I don’t seek to confine myself, in spite of the pain that I ought to endure if I am to enjoy my most memorable pleasures. Conversely, I seek to master such pleasures by deliberately acquainting myself with them until I deprive them of their power over my internal state. However, such an attitude requires a courageous willingness to plummet into the abyss, because you will topple over at some point. And you ought to be prepared for the fall, not in defeatism, but in bright aspiration and assurance, realizing that there is no such thing as a terrible ‘fall’ without a joyous ‘rise’. The integrated man is he who has not only tolerated the terrible fall, but who, after having been dismantled and blown up, arisen and stood up, illuminated and enriched by the wisdom and consequence of his trials and tribulations. Had he not put himself in jeopardy, he would have remained negligent and unconscious of his weakness, in turn paying no heed to his potential might that lies dormant beneath the surface.
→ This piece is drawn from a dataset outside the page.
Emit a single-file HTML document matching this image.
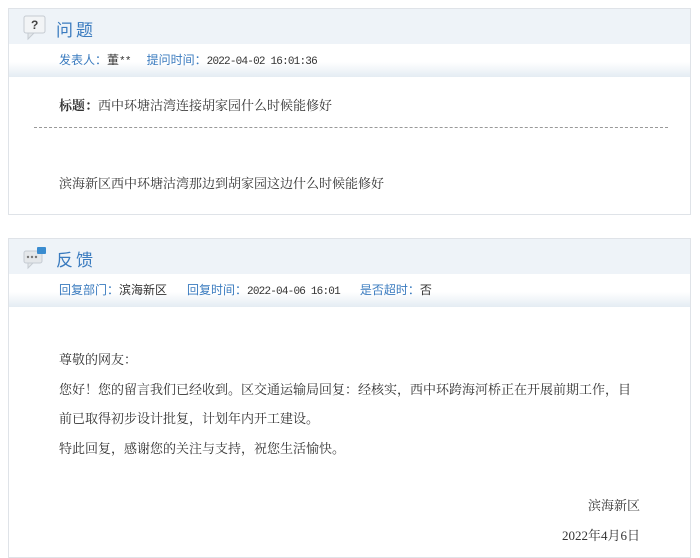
<!DOCTYPE html>
<html><head><meta charset="utf-8"><style>
*{margin:0;padding:0;box-sizing:border-box}
body{width:700px;height:553px;background:#fff;font-family:"Liberation Sans","Noto Sans CJK SC",sans-serif;font-size:12px;color:#333;position:relative;overflow:hidden}
.box{position:absolute;left:8px;width:683px;border:1px solid #dfe3e8;background:#fff}
.hd{height:35px;background:#eef3f8;position:relative}
.hd .t{position:absolute;left:47px;top:7px;font-size:17px;color:#3a7bbf;letter-spacing:3px}
.info{height:33px;background:linear-gradient(#fff 0%,#fff 55%,#e4ecf3 100%);position:relative;padding-left:50px;line-height:32px;font-size:12px}
.info .k{color:#3a7bbf}
.info .v{color:#333;font-family:"Liberation Mono","Noto Sans CJK SC",monospace;font-size:11px;letter-spacing:-0.8px}
.serif{font-family:"Liberation Serif","Noto Serif CJK SC",serif;font-size:13px;color:#333;position:absolute}
</style></head><body>
<div class="box" style="top:8px;height:207px">
 <div class="hd">
  <svg style="position:absolute;left:14px;top:6px" width="24" height="26"><rect x="1" y="1" width="21" height="17" rx="2" fill="#f2f4f6" stroke="#c5cbd2"/><path d="M5 18 L5 24 L11 18Z" fill="#e3e7eb" stroke="#c5cbd2"/><text x="8" y="14" font-size="12" font-weight="bold" fill="#444" font-family="Liberation Sans">?</text></svg>
  <div class="t">问题</div>
 </div>
 <div class="info"><span class="k">发表人：</span><span style="font-size:12px">董</span><span class="v">**</span><span class="k" style="margin-left:16px">提问时间：</span><span class="v">2022-04-02 16:01:36</span></div>
 <div class="serif" style="left:50px;top:86px"><b>标题：</b>西中环塘沽湾连接胡家园什么时候能修好</div>
 <div style="position:absolute;left:25px;top:118px;width:634px;border-top:1px dashed #999"></div>
 <div class="serif" style="left:50px;top:164px">滨海新区西中环塘沽湾那边到胡家园这边什么时候能修好</div>
</div>
<div class="box" style="top:238px;height:320px">
 <div class="hd">
  <svg style="position:absolute;left:14px;top:7px" width="26" height="24"><rect x="1" y="5" width="18" height="12" rx="2" fill="#e4e7ea" stroke="#c5cbd2"/><path d="M5 17 L5 22 L10 17Z" fill="#e4e7ea" stroke="#c5cbd2"/><circle cx="5" cy="11" r="1.2" fill="#777"/><circle cx="9" cy="11" r="1.2" fill="#777"/><circle cx="13" cy="11" r="1.2" fill="#777"/><rect x="14" y="1" width="9" height="7" rx="1" fill="#3a8cd0"/></svg>
  <div class="t">反馈</div>
 </div>
 <div class="info"><span class="k">回复部门：</span><span>滨海新区</span><span class="k" style="margin-left:20px">回复时间：</span><span class="v">2022-04-06 16:01</span><span class="k" style="margin-left:20px">是否超时：</span><span>否</span></div>
 <div class="serif" style="left:50px;top:106px;line-height:29.7px;width:578px">尊敬的网友：<br>您好！您的留言我们已经收到。区交通运输局回复：经核实，西中环跨海河桥正在开展前期工作，目前已取得初步设计批复，计划年内开工建设。<br>特此回复，感谢您的关注与支持，祝您生活愉快。</div>
 <div class="serif" style="right:50px;top:256px">滨海新区</div>
 <div class="serif" style="right:50px;top:286px">2022年4月6日</div>
</div>
</body></html>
It is useful to remember that when a circumstance turns intolerable, the moral is heavier but acceptance is tougher. Thus, a tougher acceptance yields a deeper, more eternal, more rebellious, more complete transfiguration of character. For that reason, a betrayal of the ego is often a prerequisite to its transcendance, for unless you first shatter a fragile ego, you can’t strengthen or remould its shape to make it firmer and more sophisticated. To overcome the frequent hurt of egotism, you must suffer the greater hurt of thoroughly devastating it. We are unduly tied to our self-regard, to the point where such a tie becomes an act of true self-denial and shelter against the necessary suffering of being, that will, indue course, reveal the finer workings of our own essential self.